In a perfect world, lost somewhere in a parallel universe, websites are designed, built and then run smoothly forever and nothing ever changes.
In this world sites are built, iterated, added onto, redesigned, extended, partially rebuilt and tweaked until they resemble the Winchester mansion. Instead of doors that open into space or stairs that go nowhere, websites are littered with commented-out HTML, inline styles and unused CSS rules.
We all try to write better CSS, but at some point it seems to end up a tangled mess that needs refactoring.
Refactoring stylesheets can be difficult, especially when it comes to pruning the old, unused styles – how do you know which rules your sprawling labyrinth of HTML is actually using?
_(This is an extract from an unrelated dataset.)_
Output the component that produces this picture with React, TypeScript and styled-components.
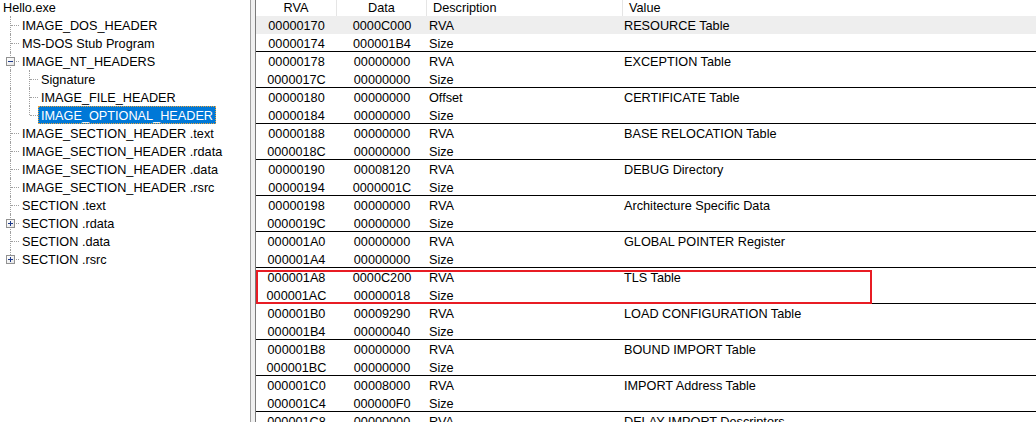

That's where the Firefox/Opera add-on Dust Me Selectors can help. Dust Me Selectors grabs your stylesheets, looks at all your selectors and then starts parsing HTML to find out which ones you're actually using. Dust Me Selectors makes the process of refactoring a stylesheet much easier and definitely deserves a spot in the savvy developer's toolkit.
You can grab Dust Me Selectors from the developer's website or from the Mozilla Add-ons site. Opera fans can install Dust Me Selectors from the Opera extension gallery.
Dust Me Selectors can crawl individual pages or you can take the more useful approach – point it to a sitemap and sit back and wait while it looks at your entire website.
Armed with the output from Dust Me Selectors (which can be exported as a CSV file), you can start pruning out those unused selectors, paring down your stylesheets and making them smaller as well as easier to read and maintain. Naturally you'll want to do some testing before you permanently delete anything, and hopefully you've got everything in version control just in case you need to roll back your changes.